On 1 November 2020, Bečić, as the believer of the Metropolitanate of Montenegro and the Littoral, as well as the head of the Montenegrin Parliament, was selected one of speakers at the funeral of Metropolitan of Montenegro Amfilohije, in the Cathedral of the Resurrection of Christ in Podgorica, along with Serbian Patriarch Irinej, Bishop of Budimlja and Nikšić Joanikije, Serbian poet and academic, Matija Bećković and Prime Minister-designate of Montenegro, Zdravko Krivokapić.

===Allegations of plagiarism===
In 2018, Bečić faced intense public scrutiny, as a research study conducted by NGO Center for Public Integrity accused him of plagiarising significant portions of his Master thesis from various online sources. Bečić had repeatedly denied these allegations, calling it a coordinated smear campaign jointly conducted by parts of the DF and the ruling DPS.

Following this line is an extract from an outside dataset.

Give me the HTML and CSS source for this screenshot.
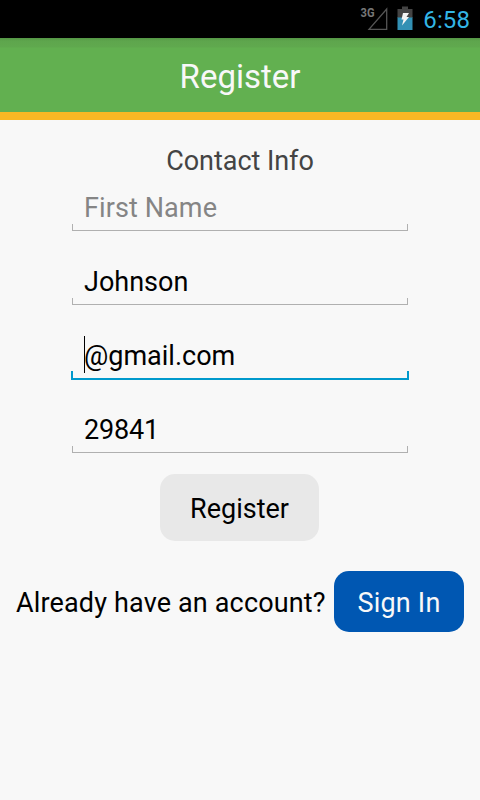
FILE: index.html
```html
<!DOCTYPE html>
<html lang="en">
<head>
<meta charset="utf-8">
<title>Register</title>
<link rel="stylesheet" href="styles.css">
</head>
<body>
<div class="status">
  <svg class="signal" width="30" height="38" viewBox="0 0 30 38"><path d="M9 29.300H26.700V9Z" fill="none" stroke="#555" stroke-width="1.300"/><text x="0.500" y="17" class="net" textLength="14" lengthAdjust="spacingAndGlyphs">3G</text></svg>
  <svg class="battery" width="16" height="38" viewBox="0 0 16 38"><path d="M0.500 17h15v13h-15z" fill="#3290b4"/><path d="M5 6.500h6V9h4.500v8.500h-15V9H5z" fill="#444"/><path d="M6 13h6l-2.500 4H12l-7 8.500 1.500-6H4.500z" fill="#f4f4f4"/></svg>
  <span class="clock">6:58</span>
</div>
<header class="bar"><span class="title">Register</span></header>
<main class="page">
  <h2 class="heading"><span>Contact Info</span></h2>
  <form class="form">
    <div class="field hint"><span>First Name</span></div>
    <div class="field"><span>Johnson</span></div>
    <div class="field active"><i class="caret"></i><span>@gmail.com</span></div>
    <div class="field zip"><span>29841</span></div>
    <button type="button" class="register"><span>Register</span></button>
  </form>
  <div class="account"><span class="question">Already have an account?</span><button type="button" class="signin"><span>Sign In</span></button></div>
</main>
</body>
</html>
```
FILE: styles.css
```css
* { box-sizing: border-box; }
body { margin: 0; width: 480px; height: 800px; overflow: hidden; background: #f8f8f8; color: #000; font: 27px/32px Roboto, sans-serif; }
button { border: 0; padding: 0; font: inherit; }
.status { height: 38px; background: #000; display: flex; justify-content: flex-end; padding-right: 10px; }
.signal { margin-right: 7px; }
.net { font: bold 12px Roboto, sans-serif; fill: #777; }
.battery { margin-right: 10px; }
.clock { width: 47px; color: #33b5e5; font-size: 24px; line-height: 40px; text-align: right; letter-spacing: 0.1px; }
.bar { height: 82px; padding-top: 4px; background: linear-gradient(#549645, #5ea64d 3px, #60a94e 9px, #62b050 10px); border-bottom: 8px solid #f9b824; display: flex; justify-content: center; align-items: center; color: #f8f8f8; font-size: 33px; line-height: 40px; }
.page { padding-top: 25px; }
.heading { margin: 0; font-size: 27px; font-weight: 400; line-height: 32px; color: #444; text-align: center; letter-spacing: -0.05px; }
.form { display: flex; flex-direction: column; align-items: center; }
.field { width: 336px; height: 54px; margin-bottom: 20px; padding: 15px 12px 0; position: relative; }
.field::after { content: ""; position: absolute; left: 0; right: 0; bottom: 0; height: 6px; border: 1px solid #b0b0b0; border-top: 0; }
.hint { color: #858585; letter-spacing: 0.1px; }
.zip { letter-spacing: -0.2px; }
.active::after { left: -1px; right: -1px; bottom: -1px; height: 7px; border: 2px solid #0099cc; border-top: 0; }
.caret { position: absolute; left: 12px; top: 11px; width: 1px; height: 37px; background: #000; }
.register { width: 159px; height: 67px; margin: 1px 1px 0 0; padding-top: 2px; border-radius: 15px; background: #e8e8e8; color: #000; }
.account { display: flex; align-items: center; justify-content: space-between; padding: 0 16px; margin-top: 30px; }
.question { padding-top: 2px; letter-spacing: 0.150px; white-space: nowrap; }
.signin { width: 130px; height: 61px; padding-top: 2px; border-radius: 15px; background: #0057b2; color: #f8f8f8; letter-spacing: 0.2px; }
```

===Persona non grata declaration===
On 25 July 2024, Bečić, along with parliamentary speaker Andrija Mandić and MP Milan Knežević were declared persona non grata by Croatia following the passage of a resolution in the Parliament of Montenegro recognising a genocide in the Jasenovac concentration camp committed by the pro-Axis Independent State of Croatia during World War II.

== Identity and views ==

Bečić never stated how he declares himself by ethnicity, and when he was asked what language he speaks in the show Questionnaire on RTS, he said: "Hey, in Montenegro ... let me tell you, I did not come here today as a citizen of Montenegro. Today, I am the president of a political party that brings together people of all faiths and nations and that has managed to bring together and reconcile people who were divided in the previous period and who had different ideological determinants." He finally stated in a parliamentary session in 2022 that he is Montenegrin and speaks Serbian.

For a long time, he did not say whether he supported the Serbian Orthodox Metropolitanate of Montenegro and the Littoral or the Montenegrin Orthodox Church. However, at the end of 2019, he opposed the controversial Law on Freedom of Religion and participated in the religious protests organized by the Metropolitanate, stating that the law must be in accordance with all three traditional denominations, also accusing the ruling party of inciting ethnic hatred and unrest. At the time of Montenegro's recognition of Kosovo's independence in 2008, he expressed "a form of dissatisfaction with the circumstances surrounding the decision", while in 2017 he said he did not want to regulate "Serbia-Kosovo interstate relations" and that the question of Kosovo's independence should be to let young people out of the clutches of Balkan primitivism ".